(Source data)
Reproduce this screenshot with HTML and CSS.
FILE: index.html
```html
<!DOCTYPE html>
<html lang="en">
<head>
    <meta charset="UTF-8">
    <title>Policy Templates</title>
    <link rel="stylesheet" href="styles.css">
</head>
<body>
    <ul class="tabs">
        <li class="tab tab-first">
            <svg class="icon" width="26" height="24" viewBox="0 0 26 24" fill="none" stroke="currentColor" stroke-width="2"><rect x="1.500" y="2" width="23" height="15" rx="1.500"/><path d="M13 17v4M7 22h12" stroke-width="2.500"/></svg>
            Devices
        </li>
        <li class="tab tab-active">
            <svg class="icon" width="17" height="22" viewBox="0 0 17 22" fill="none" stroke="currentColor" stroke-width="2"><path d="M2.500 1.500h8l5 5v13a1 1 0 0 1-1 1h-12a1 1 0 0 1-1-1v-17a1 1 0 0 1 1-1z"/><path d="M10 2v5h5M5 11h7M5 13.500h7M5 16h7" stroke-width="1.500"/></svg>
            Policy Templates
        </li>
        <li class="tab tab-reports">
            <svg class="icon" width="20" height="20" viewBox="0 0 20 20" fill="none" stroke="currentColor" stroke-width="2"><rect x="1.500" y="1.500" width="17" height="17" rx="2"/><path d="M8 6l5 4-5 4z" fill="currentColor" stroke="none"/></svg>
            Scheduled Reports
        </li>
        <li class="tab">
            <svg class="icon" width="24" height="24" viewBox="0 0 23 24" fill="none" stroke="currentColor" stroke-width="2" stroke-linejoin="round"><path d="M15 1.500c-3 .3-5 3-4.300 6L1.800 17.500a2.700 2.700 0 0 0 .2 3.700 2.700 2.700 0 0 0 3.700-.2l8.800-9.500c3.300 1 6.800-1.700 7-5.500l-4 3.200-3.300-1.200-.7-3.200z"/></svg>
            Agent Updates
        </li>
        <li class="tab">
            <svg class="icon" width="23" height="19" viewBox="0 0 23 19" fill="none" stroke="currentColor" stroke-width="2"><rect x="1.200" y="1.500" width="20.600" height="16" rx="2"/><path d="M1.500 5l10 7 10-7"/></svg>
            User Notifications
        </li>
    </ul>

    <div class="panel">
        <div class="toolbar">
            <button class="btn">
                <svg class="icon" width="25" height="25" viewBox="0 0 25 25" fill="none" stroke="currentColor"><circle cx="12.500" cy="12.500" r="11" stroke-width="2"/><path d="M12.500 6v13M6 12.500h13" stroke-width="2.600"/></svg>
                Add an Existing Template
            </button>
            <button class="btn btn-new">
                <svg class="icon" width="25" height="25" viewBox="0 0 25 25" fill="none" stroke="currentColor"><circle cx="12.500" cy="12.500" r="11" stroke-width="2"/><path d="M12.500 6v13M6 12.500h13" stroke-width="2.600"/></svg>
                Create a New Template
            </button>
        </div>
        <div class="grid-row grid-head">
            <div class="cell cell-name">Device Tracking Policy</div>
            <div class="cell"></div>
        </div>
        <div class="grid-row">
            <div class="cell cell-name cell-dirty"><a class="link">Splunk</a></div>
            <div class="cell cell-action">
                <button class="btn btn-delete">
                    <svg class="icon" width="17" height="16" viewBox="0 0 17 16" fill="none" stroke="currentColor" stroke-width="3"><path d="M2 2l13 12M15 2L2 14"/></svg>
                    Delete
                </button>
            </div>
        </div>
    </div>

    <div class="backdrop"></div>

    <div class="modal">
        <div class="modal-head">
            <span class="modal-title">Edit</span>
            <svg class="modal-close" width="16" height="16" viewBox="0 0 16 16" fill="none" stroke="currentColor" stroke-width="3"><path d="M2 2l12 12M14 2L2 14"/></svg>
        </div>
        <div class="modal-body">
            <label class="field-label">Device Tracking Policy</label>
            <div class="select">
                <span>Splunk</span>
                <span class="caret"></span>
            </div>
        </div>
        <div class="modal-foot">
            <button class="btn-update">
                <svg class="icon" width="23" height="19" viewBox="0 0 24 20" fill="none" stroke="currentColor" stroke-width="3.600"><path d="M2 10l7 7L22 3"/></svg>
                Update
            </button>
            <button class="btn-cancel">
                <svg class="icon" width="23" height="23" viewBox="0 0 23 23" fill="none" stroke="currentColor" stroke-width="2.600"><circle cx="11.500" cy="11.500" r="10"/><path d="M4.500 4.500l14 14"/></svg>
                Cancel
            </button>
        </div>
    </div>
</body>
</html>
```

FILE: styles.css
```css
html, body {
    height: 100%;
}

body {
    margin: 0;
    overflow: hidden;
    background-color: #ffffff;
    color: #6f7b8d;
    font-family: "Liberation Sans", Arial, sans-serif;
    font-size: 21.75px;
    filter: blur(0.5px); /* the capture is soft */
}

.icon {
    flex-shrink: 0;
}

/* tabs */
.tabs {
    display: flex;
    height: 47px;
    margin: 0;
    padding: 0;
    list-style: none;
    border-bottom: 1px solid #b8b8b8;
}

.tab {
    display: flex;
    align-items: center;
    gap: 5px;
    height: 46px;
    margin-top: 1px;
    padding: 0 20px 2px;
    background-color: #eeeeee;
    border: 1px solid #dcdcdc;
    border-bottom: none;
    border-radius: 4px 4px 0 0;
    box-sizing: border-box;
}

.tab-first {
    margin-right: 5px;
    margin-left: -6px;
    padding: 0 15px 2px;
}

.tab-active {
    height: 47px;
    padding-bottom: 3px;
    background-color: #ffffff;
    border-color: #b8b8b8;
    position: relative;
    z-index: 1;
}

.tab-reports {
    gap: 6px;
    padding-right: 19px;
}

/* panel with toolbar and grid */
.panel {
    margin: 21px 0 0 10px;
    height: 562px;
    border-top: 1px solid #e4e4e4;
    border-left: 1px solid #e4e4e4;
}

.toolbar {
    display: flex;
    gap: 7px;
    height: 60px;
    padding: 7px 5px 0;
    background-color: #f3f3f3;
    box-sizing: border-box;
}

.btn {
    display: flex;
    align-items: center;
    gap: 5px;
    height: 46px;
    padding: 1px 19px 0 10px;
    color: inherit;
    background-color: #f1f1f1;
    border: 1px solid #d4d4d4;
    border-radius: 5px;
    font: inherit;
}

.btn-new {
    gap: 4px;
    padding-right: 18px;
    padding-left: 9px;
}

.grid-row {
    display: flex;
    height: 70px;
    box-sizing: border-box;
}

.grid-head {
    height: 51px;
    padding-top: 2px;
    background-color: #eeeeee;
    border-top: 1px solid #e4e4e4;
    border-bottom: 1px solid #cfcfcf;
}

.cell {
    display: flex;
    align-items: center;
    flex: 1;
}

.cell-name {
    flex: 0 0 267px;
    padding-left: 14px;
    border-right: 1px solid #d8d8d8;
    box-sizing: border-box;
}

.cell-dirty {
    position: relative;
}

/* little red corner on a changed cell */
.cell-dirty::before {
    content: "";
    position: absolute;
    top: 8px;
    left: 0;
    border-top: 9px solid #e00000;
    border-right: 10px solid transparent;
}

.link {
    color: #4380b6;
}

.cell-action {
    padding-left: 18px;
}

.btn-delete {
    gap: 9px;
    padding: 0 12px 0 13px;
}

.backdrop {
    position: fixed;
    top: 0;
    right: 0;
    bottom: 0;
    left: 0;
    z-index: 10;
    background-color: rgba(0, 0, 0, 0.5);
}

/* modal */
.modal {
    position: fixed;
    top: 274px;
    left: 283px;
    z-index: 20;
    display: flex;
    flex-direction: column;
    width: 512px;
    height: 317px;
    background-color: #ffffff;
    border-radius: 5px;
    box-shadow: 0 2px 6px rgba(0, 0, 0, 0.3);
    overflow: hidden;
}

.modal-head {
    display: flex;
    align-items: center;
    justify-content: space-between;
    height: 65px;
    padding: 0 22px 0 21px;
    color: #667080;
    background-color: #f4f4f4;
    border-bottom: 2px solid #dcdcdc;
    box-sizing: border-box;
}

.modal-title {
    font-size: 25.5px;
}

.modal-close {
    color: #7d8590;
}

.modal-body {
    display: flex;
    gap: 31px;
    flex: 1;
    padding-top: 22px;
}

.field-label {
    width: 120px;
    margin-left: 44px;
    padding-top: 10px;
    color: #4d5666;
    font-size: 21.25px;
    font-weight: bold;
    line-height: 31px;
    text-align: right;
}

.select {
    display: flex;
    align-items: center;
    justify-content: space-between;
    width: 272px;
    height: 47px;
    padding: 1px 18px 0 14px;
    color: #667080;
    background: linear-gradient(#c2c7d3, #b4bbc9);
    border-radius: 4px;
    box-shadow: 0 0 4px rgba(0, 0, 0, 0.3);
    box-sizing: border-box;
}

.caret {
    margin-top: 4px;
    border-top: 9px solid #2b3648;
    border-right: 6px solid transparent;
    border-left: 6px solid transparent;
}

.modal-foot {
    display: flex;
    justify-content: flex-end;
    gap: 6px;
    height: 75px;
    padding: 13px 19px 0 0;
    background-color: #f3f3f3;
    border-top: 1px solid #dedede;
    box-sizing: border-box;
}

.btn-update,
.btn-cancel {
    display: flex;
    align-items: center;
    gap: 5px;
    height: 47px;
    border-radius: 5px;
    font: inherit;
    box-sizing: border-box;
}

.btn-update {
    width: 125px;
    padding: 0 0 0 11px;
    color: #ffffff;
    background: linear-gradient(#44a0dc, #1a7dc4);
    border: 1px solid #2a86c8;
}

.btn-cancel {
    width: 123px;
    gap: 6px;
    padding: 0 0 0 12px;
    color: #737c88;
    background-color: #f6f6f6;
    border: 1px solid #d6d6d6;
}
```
==
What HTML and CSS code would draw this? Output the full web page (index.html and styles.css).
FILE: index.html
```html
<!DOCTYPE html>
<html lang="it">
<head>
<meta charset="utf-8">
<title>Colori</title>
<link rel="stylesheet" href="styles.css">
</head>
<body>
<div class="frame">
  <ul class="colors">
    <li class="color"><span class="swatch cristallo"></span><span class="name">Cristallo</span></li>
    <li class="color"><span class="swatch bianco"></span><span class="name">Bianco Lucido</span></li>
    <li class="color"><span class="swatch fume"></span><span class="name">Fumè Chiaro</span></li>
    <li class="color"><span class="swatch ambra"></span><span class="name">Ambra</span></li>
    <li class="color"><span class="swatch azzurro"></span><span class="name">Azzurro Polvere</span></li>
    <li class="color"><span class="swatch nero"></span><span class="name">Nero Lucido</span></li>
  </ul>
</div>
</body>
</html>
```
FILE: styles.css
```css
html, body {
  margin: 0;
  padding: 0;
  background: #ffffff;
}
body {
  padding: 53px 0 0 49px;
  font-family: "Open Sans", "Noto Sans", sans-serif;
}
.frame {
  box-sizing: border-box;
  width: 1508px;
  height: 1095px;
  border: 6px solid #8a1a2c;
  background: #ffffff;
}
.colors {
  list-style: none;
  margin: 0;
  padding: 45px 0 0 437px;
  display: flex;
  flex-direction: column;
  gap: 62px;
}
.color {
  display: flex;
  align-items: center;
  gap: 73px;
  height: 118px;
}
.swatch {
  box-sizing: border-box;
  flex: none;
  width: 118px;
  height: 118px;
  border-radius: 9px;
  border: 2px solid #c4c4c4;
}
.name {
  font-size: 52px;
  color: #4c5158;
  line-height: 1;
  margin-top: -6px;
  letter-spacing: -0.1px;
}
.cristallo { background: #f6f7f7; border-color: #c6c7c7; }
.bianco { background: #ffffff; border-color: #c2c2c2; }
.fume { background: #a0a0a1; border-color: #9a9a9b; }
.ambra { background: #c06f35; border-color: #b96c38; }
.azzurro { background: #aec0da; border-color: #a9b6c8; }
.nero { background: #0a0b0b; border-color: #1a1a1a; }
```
* * *
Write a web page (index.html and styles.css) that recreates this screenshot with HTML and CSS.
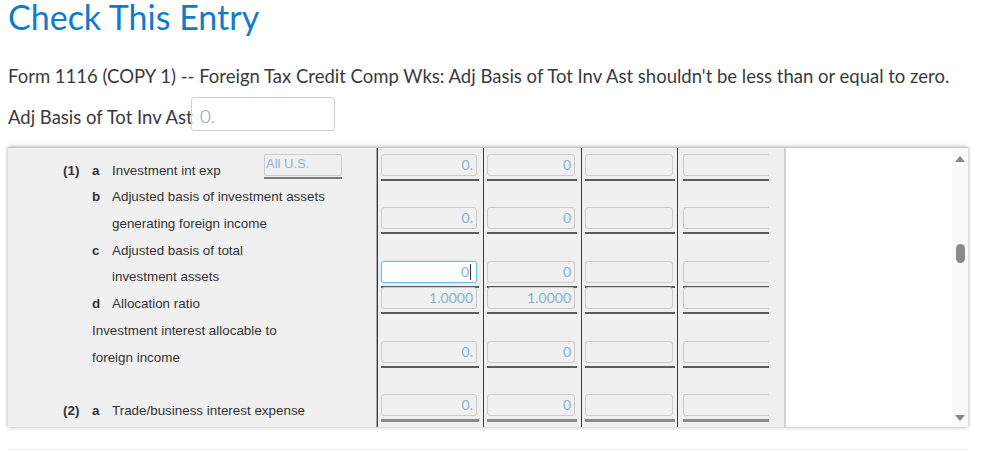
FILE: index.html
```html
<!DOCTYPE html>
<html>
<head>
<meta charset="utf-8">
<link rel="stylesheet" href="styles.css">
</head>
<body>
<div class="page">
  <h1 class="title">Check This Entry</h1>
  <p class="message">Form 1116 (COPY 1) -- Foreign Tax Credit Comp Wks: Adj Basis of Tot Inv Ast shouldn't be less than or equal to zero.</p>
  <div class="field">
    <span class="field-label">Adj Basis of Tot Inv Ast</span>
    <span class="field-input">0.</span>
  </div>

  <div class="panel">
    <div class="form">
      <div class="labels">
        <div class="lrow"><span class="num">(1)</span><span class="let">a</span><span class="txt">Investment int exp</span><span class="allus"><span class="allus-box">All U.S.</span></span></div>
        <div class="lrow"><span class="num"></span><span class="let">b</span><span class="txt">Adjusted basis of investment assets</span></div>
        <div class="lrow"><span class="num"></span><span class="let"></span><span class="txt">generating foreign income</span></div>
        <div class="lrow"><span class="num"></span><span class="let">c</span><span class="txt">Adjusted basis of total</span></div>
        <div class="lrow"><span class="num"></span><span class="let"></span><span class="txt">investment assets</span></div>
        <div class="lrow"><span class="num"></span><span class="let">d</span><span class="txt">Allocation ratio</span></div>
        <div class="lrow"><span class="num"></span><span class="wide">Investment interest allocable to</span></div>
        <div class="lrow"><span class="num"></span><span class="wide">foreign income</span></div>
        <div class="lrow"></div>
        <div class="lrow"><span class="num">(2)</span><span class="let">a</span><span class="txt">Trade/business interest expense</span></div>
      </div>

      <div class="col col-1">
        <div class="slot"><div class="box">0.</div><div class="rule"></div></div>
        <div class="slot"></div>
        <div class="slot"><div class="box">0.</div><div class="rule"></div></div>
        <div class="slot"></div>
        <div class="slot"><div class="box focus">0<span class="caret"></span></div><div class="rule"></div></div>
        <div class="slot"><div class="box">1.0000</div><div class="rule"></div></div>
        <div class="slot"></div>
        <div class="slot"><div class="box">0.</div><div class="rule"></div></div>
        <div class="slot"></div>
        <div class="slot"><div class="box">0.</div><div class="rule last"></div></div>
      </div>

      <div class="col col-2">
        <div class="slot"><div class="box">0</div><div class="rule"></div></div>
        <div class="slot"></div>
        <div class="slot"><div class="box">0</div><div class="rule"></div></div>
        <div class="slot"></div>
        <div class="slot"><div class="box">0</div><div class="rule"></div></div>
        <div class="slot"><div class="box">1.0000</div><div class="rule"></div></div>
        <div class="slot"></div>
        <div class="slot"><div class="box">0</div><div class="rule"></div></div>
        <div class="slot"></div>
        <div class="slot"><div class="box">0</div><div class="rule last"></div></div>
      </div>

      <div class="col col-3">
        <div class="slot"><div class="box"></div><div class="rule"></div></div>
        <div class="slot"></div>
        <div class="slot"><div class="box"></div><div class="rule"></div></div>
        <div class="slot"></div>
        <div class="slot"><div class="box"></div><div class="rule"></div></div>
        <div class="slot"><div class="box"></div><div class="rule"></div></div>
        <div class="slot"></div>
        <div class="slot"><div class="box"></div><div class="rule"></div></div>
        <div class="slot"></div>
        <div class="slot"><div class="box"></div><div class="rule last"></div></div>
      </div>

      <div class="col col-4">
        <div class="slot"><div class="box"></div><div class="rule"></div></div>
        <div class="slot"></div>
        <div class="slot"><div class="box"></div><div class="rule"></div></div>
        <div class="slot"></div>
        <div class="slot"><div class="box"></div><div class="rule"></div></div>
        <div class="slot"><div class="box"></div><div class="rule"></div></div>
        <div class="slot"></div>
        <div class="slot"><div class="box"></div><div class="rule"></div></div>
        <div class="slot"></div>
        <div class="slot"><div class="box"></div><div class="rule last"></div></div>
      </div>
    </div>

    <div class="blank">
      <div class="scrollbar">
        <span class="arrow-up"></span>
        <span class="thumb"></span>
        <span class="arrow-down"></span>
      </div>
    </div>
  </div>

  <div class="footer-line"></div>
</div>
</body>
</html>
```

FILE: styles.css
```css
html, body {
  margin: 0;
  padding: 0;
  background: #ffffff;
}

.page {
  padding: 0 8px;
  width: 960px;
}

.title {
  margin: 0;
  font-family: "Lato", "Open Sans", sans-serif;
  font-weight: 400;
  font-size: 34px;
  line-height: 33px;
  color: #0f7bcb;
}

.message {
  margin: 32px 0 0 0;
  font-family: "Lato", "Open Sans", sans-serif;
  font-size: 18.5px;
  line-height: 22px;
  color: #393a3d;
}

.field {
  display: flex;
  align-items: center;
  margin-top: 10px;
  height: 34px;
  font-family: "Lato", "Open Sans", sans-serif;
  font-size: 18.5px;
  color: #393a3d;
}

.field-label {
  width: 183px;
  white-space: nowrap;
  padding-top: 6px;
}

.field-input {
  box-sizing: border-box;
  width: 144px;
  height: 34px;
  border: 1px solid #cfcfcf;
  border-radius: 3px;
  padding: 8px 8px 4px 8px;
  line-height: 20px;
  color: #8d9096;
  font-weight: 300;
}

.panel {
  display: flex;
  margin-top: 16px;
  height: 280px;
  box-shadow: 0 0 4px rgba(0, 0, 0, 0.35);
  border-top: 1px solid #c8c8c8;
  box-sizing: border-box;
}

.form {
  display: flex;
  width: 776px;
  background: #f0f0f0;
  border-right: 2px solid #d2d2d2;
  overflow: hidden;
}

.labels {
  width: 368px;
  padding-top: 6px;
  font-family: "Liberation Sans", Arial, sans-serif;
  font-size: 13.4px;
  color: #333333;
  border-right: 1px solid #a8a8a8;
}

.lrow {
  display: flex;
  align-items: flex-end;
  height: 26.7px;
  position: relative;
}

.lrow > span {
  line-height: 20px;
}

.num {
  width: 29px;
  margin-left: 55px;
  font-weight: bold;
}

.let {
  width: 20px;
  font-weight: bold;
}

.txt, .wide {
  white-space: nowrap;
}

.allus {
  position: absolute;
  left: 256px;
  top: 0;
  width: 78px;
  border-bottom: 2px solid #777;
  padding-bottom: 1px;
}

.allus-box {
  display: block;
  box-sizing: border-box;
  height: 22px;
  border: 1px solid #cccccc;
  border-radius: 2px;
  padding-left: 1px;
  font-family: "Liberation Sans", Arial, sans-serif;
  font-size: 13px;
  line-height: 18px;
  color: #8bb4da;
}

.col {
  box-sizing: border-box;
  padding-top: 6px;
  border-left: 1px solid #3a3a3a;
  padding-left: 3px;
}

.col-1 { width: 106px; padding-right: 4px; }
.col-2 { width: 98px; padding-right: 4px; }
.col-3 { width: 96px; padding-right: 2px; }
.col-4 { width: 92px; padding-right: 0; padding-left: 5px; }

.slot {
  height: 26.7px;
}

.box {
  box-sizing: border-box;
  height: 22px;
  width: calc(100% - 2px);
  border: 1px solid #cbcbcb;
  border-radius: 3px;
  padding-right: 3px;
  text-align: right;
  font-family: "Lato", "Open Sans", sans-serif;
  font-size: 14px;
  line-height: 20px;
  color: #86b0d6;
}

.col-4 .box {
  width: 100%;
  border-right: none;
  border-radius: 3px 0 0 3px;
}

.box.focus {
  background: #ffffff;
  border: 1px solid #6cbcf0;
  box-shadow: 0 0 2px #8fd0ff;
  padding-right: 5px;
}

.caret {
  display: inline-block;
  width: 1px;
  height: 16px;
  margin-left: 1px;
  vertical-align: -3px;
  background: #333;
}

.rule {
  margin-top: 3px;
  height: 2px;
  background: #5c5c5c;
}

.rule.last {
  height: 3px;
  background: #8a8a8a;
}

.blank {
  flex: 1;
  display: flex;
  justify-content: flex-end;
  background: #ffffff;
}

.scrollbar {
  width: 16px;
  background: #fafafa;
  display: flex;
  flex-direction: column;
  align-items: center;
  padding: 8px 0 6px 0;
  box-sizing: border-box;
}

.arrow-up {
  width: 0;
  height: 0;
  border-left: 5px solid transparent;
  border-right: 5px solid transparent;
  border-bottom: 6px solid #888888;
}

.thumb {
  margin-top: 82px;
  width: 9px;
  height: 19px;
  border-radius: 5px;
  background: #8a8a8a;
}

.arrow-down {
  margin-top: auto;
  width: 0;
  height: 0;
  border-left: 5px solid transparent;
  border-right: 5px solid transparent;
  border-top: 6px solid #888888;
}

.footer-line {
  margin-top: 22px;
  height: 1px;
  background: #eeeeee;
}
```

**Written exercise:** Within the listing above, find every line containing the string "page" and return it.

**Finished answer:**
What HTML and CSS code would draw this? Output the full web page (index.html and styles.css).
Write a web page (index.html and styles.css) that recreates this screenshot with HTML and CSS.
<div class="page">
.page {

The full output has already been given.